月刊 keidanren 1999年 2月号 巻頭言

消費者心理の活性化に向けて

鈴木副会長 鈴木敏文
(すずき としふみ)

経団連副会長
イトーヨーカ堂社長

現在、日本が直面しているリセッションは、個人消費の分野においても、かつての経験とはまったく異なる状況をもたらした。

日本経済は、過去20年を振り返っても幾たびかの景気後退に見舞われたが、個人消費の代表的な指標である百貨店、スーパーの売上げが揃って前年を下回ることはなかった。しかし、バブル崩壊後の92年以降、それらの売上げは前年を下回り続けている。

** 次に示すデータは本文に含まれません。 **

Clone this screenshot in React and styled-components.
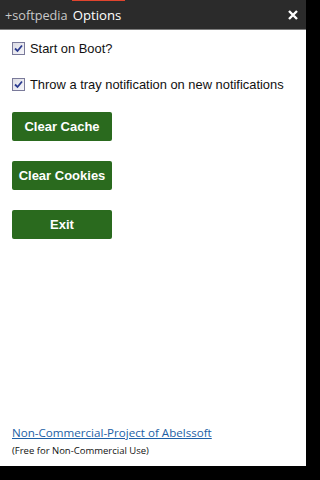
import React, { useState } from "react";
import styled, { createGlobalStyle } from "styled-components";

const GlobalStyle = createGlobalStyle`
  html, body {
    margin: 0;
    padding: 0;
    background: #000;
  }
  body {
    width: 320px;
    height: 480px;
    overflow: hidden;
  }
`;

const Window = styled.div`
  width: 306px;
  height: 466px;
  background: #fff;
  display: flex;
  flex-direction: column;
`;

const TitleBar = styled.div`
  height: 29px;
  background: #2b2b2b;
  border-bottom: 1px solid #7d7d7d;
  display: flex;
  align-items: center;
  padding: 0 0 0 5px;
  font-family: "Open Sans", "Noto Sans", sans-serif;
  font-size: 12.7px;
`;

const Brand = styled.span`
  color: #c8c8c8;
  margin-right: 5px;
`;

const Tab = styled.span`
  color: #fff;
  position: relative;
  padding-top: 1px;
  font-size: 13.2px;

  &::before {
    content: "";
    position: absolute;
    left: -1px;
    right: -4px;
    top: -7px;
    height: 3px;
    background: #e0442e;
  }
`;

const CloseBtn = styled.button`
  margin-left: auto;
  width: 26px;
  height: 29px;
  border: none;
  background: transparent;
  display: flex;
  align-items: center;
  justify-content: center;
  padding: 0;
  cursor: pointer;
`;

const Body = styled.div`
  flex: 1;
  display: flex;
  flex-direction: column;
  padding: 10px 12px 9px 12px;
  font-family: "Liberation Sans", Arial, sans-serif;
`;

const Options = styled.div`
  display: flex;
  flex-direction: column;
  gap: 20px;
`;

const CheckRow = styled.label`
  display: flex;
  align-items: center;
  gap: 4px;
  font-size: 12.9px;
  color: #111;
  height: 16px;
  white-space: nowrap;
  cursor: pointer;
`;

const Box = styled.span`
  width: 11px;
  height: 11px;
  border: 1px solid #7a7a9a;
  background: linear-gradient(135deg, #dcdce4 0%, #f6f6fa 100%);
  display: flex;
  align-items: center;
  justify-content: center;
  margin-right: 1px;
`;

const Buttons = styled.div`
  display: flex;
  flex-direction: column;
  gap: 20px;
  margin-top: 20px;
`;

const GreenButton = styled.button`
  width: 100px;
  height: 29px;
  background: #2a6a1e;
  color: #fff;
  border: none;
  border-radius: 2px;
  font-family: "Liberation Sans", Arial, sans-serif;
  font-weight: bold;
  font-size: 13px;
  padding: 0;
  cursor: pointer;
`;

const Footer = styled.div`
  margin-top: auto;
  display: flex;
  flex-direction: column;
  gap: 4px;
  font-family: "Open Sans", "Noto Sans", sans-serif;
`;

const Link = styled.a`
  color: #1d5fa6;
  font-size: 11.6px;
  text-decoration: underline;
`;

const Note = styled.span`
  color: #111;
  font-size: 9.5px;
`;

function Check({ checked, onChange, children }) {
  return (
    <CheckRow onClick={onChange}>
      <Box>
        {checked && (
          <svg width="9" height="9" viewBox="0 0 9 9">
            <path d="M1 4.5 L3.5 7 L8 1.5" fill="none" stroke="#2b3b8f" strokeWidth="1.8" />
          </svg>
        )}
      </Box>
      {children}
    </CheckRow>
  );
}

export default function App() {
  const [boot, setBoot] = useState(true);
  const [tray, setTray] = useState(true);

  return (
    <>
      <GlobalStyle />
      <Window>
        <TitleBar>
          <Brand>+softpedia</Brand>
          <Tab>Options</Tab>
          <CloseBtn>
            <svg width="10" height="10" viewBox="0 0 10 10">
              <path d="M1 1 L9 9 M9 1 L1 9" stroke="#fff" strokeWidth="2.4" />
            </svg>
          </CloseBtn>
        </TitleBar>
        <Body>
          <Options>
            <Check checked={boot} onChange={() => setBoot(!boot)}>
              Start on Boot?
            </Check>
            <Check checked={tray} onChange={() => setTray(!tray)}>
              Throw a tray notification on new notifications
            </Check>
          </Options>
          <Buttons>
            <GreenButton>Clear Cache</GreenButton>
            <GreenButton>Clear Cookies</GreenButton>
            <GreenButton>Exit</GreenButton>
          </Buttons>
          <Footer>
            <Link href="#">Non-Commercial-Project of Abelssoft</Link>
            <Note>(Free for Non-Commercial Use)</Note>
          </Footer>
        </Body>
      </Window>
    </>
  );
}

それでは、消費者の家計がかつてないほど逼迫した状況にあるかといえば、実は家計のキャッシュフローから見ればその多くは一貫して余力を保持しており、潜在的な購買力は十分にあるといえよう。にもかかわらず、かくも消費が長期間にわたり抑制されてきたのは、「先行きに対する不安」といった心理的要因に負うところが大きいといわざるを得ない。

潜在的な購買力が十分にあり、消費を抑制しているのが心理的要因であるなら、消費者が魅力を感じる商品、あるいはサービス等、消費心理を刺激する契機さえあれば、消費者は敏感に反応する。もはや、消費は経済学ではなく心理学で読むべき時代にきている。

その意味では、消費心理を刺激し、個人消費活性化の一助となるような対応策は、民間においても確実に存在すると私は考えている。しかし、もとより企業の自助努力だけで、本当の意味での消費回復を図るのは困難である。何よりも、「先行きに対する不安」を解消させる金融システムの安定化、セイフティネットの拡充、年金改革等に代表される根本的な施策が喫緊の課題である。

これらは、単に現下の景気対策として必要というだけではない。世界の先進諸国の間にも前例のない、急激な少子高齢化社会を迎え、激変する経済社会環境の中で、あるべき社会の姿や枠組みを明確に打ち出すことが強く求められているのである。今こそわれわれは、過去の経済理論や経験を超えて現状を素直に見つめ直し、そこから新たな社会的合意を確立していくことが必要である。